Do you think it's easy to traipse around the county every weekend following the county team of your choice? Do you think it's some sort of laugh? The public probably think it's just a question of turning up on the day. Well, that goes to show as much as they know. The typical Gaelic Supporter spends at least three nights a week down in the pub, lorrying strong black porter and training for the weekend, and that's not even counting his Sunday at all. A typical weekend's training would be:

Tuesday, five pints, discussion of last Sunday's game and why don't those [expression deleted] on the Board pick a man from Glandawsleva, it's a disgrace I'm telling you, a [expression deleted] disgrace, and if I met one of them I'd tell him, and to his face, too;

Thursday, seven pints, discussion of this coming weekend's selection, debate as to whether the selection of a young man with relatively anonymous credentials has anything to do with the fact that the Board Chairman's wife's brother's neighbour was fond of his mother about twenty-three years ago;

Saturday, nine pints, a half-one, discussion of the county team, the opposition, who's driving, who's going up in the car, why do we have to give a lift to that [expression deleted], I don't care who works with him, he's the two ends of [expression deleted], what do you mean, don't be like that? Like what? I'll be any [expression deleted] way I want, you [expression deleted], I'm sorry guard, no guard, we're friends guard, it was just horseplay guard, no guard, I won't do it again guard, thanks very much guard, of course I remember you guard - didn't you break me jaw for me in the Ted Webb Cup in 1982? Oh no guard, no hard feelings now - it's a man's game, thanks guard, yeah, I'll see you up there, between the forty and half-way, opposite the stand, as usual.

Sure what space can a man make for wife and family and everything that normal people enjoy? All our spare time is et [sic] up with this thing, I'm telling you, it's all et up! We have no time at all for our own lives, and all the time swallowed up by football and hurling.

And that's before the game is even played a'tall!
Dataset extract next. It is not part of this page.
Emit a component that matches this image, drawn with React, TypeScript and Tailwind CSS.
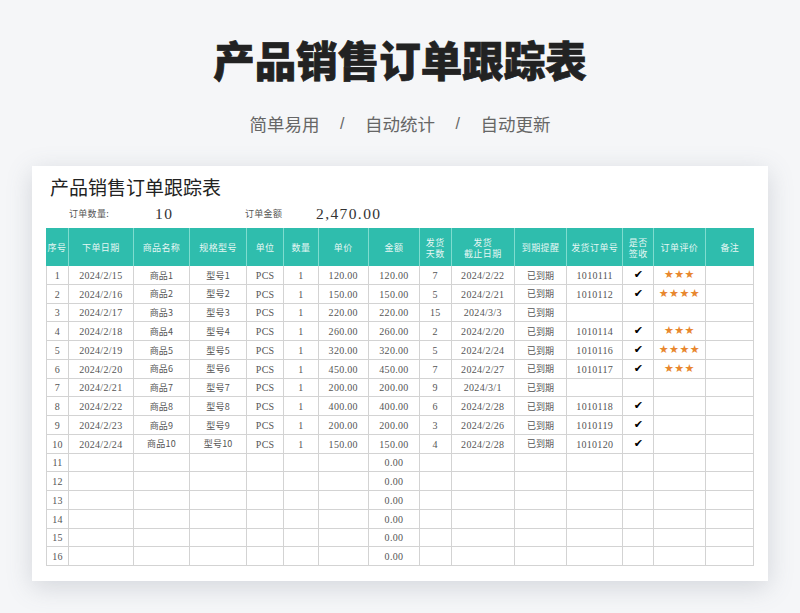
const sans = 'font-["Noto_Sans_CJK_SC",sans-serif]';

const headers = [
  '序号', '下单日期', '商品名称', '规格型号', '单位', '数量', '单价', '金额',
  '发货\n天数', '发货\n截止日期', '到期提醒', '发货订单号', '是否\n签收', '订单评价', '备注',
];

type Order = { price: string; days: string; due: string; no?: string; stars?: number };

const orders: Order[] = [
  { price: '120.00', days: '7', due: '2024/2/22', no: '1010111', stars: 3 },
  { price: '150.00', days: '5', due: '2024/2/21', no: '1010112', stars: 4 },
  { price: '220.00', days: '15', due: '2024/3/3' },
  { price: '260.00', days: '2', due: '2024/2/20', no: '1010114', stars: 3 },
  { price: '320.00', days: '5', due: '2024/2/24', no: '1010116', stars: 4 },
  { price: '450.00', days: '7', due: '2024/2/27', no: '1010117', stars: 3 },
  { price: '200.00', days: '9', due: '2024/3/1' },
  { price: '400.00', days: '6', due: '2024/2/28', no: '1010118' },
  { price: '200.00', days: '3', due: '2024/2/26', no: '1010119' },
  { price: '150.00', days: '4', due: '2024/2/28', no: '1010120' },
];

function Cell({ children, num, first }: { children?: React.ReactNode; num?: boolean; first?: boolean }) {
  return (
    <div
      className={`flex items-center justify-center border-r border-b border-[#d3d3d3] pt-[1px] text-[9px] text-[#555] whitespace-nowrap ${first ? 'border-l' : ''} ${num ? 'font-["Liberation_Serif",serif] text-[10px] tracking-[0.3px] text-[#444]' : ''}`}
    >
      {children}
    </div>
  );
}

function Row({ index, order }: { index: number; order?: Order }) {
  if (!order) {
    return (
      <>
        <Cell first num>{index}</Cell>
        {Array.from({ length: 6 }, (_, i) => <Cell key={i} />)}
        <Cell num>0.00</Cell>
        {Array.from({ length: 7 }, (_, i) => <Cell key={i} />)}
      </>
    );
  }
  return (
    <>
      <Cell first num>{index}</Cell>
      <Cell num>2024/2/{14 + index}</Cell>
      <Cell><span className="tracking-[0.2px]">商品{index}</span></Cell>
      <Cell><span className="tracking-[0.2px]">型号{index}</span></Cell>
      <Cell num>PCS</Cell>
      <Cell num>1</Cell>
      <Cell num>{order.price}</Cell>
      <Cell num>{order.price}</Cell>
      <Cell num>{order.days}</Cell>
      <Cell num>{order.due}</Cell>
      <Cell>已到期</Cell>
      <Cell num>{order.no}</Cell>
      <Cell>
        {order.no && <span className='font-["DejaVu_Sans",sans-serif] text-[11px] text-black'>✔</span>}
      </Cell>
      <Cell>
        {order.stars && (
          <span className='font-["DejaVu_Sans",sans-serif] text-[11px] tracking-[0.4px] text-[#e8872e]'>{'★'.repeat(order.stars)}</span>
        )}
      </Cell>
      <Cell />
    </>
  );
}

export default function App() {
  const rows = Array.from({ length: 16 }, (_, i) => i);

  return (
    <div className={`h-[613px] w-[800px] overflow-hidden bg-[#f5f6f8] ${sans}`}>
      <h1 className="pt-[29px] text-center text-[41.5px] leading-[60px] font-black text-[#222] [-webkit-text-stroke:0.7px_#222]">
        产品销售订单跟踪表
      </h1>

      <div className="mt-[22px] flex items-center justify-center gap-[20.5px] text-[17.5px] leading-[26px] text-[#666]">
        <span>简单易用</span>
        <span className="font-['Liberation_Sans',sans-serif] text-[16px]">/</span>
        <span>自动统计</span>
        <span className="font-['Liberation_Sans',sans-serif] text-[16px]">/</span>
        <span>自动更新</span>
      </div>

      <div className="mx-[32px] mt-[29px] h-[415px] bg-white pt-[8px] pl-[14px] shadow-[0_6px_24px_rgba(90,100,120,0.22)]">
        <div className="pl-[4px] text-[19px] leading-[25px] text-[#222]">产品销售订单跟踪表</div>

        <div className="mt-[5px] flex h-[20px] items-center text-[9px] tracking-[0.3px] text-[#555]">
          <span className="ml-[23px] w-[86px]">订单数量:</span>
          <span className="w-[90px] font-['Liberation_Serif',serif] text-[15.5px] tracking-[1.4px] text-[#333]">10</span>
          <span className="w-[71px]">订单金额</span>
          <span className="font-['Liberation_Serif',serif] text-[15.5px] tracking-[1.4px] text-[#333]">2,470.00</span>
        </div>

        <div className="mt-[4px] grid w-[708px] grid-cols-[23px_64.6px_56.7px_56.7px_37.3px_34.3px_50.4px_51px_31.6px_63.4px_52.3px_56px_31px_51.3px_48.6px] grid-rows-[38px] auto-rows-[18.75px]">
          {headers.map((label, i) => (
            <div
              key={i}
              className={`flex items-center justify-center whitespace-pre-line bg-[#2fbdad] pt-[1px] text-center text-[9px] leading-[11px] tracking-[0.4px] text-[#e6f7f4] ${i < headers.length - 1 ? 'border-r border-[#7fdccf]' : ''}`}
            >
              {label}
            </div>
          ))}
          {rows.map(i => <Row key={i} index={i + 1} order={orders[i]} />)}
        </div>
      </div>
    </div>
  );
}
Don't you realise that it's not easy keep that up every week, when you'd much rather be home hearing about how we need new curtains and watching Eastenders and Dancing on Ice. And as for Sunday - for God's sake, only a crazy man would think about piling into a car on a bright summer's day with the dinner eaten since nine and the hay cut and the beautiful smell rising off all the freshly mown meadows in the county as we move up through the country with the hundreds of others, one man in the back reading the previews in the papers aloud to a hushed but doubting congregation and telling the kids about the heroes of your day and what it was like and how much better it all was and stopping off to eat off the brown tray in those strange Ating Houses in the midlands, but saying nothing because it's such a blast for the kids, even though Séamus is getting big now and he's a bit too cool to be travelling with the family, and heading for Dublin and that gorgeous amphitheatre that we built ourselves for our own games and no-one else's, and the colours and the pageantry and the hits and the skills and the roars and the sweetness and the bitterness and the long, sated, drive home.

Sure that's slavery, man, that's worse than slavery! The serfs in Russia before the Revolution wouldn't have stuck it! The savages in Africa, eating a missonary a day and two of a Sunday wouldn't think about it for a second! Dessie Farrell is right - it's all very well talking about honour and glory and pride and mórtas cine and all that, but how does all that translate into pounds, shillings and pence? The only way this hateful system of bonded indenture can survive is if the GAA, in combination with the Government - for what else is a Government to do but give us stuff, stuff, and more stuff - sets up an index-linked contributory pension hand-out scheme, deliverable in brown envelopes in Conway's of Parnell Street (and they say the GSA has no respect for tradition - hah!), and directly linked to each individual supporter's ability to sink porter and whine loud and long. Which supporters are eligible? Why, all of them! More! More! More! Me! Me! Me!"

And so the document ends. An Spailpín can only think towards the future, and shiver.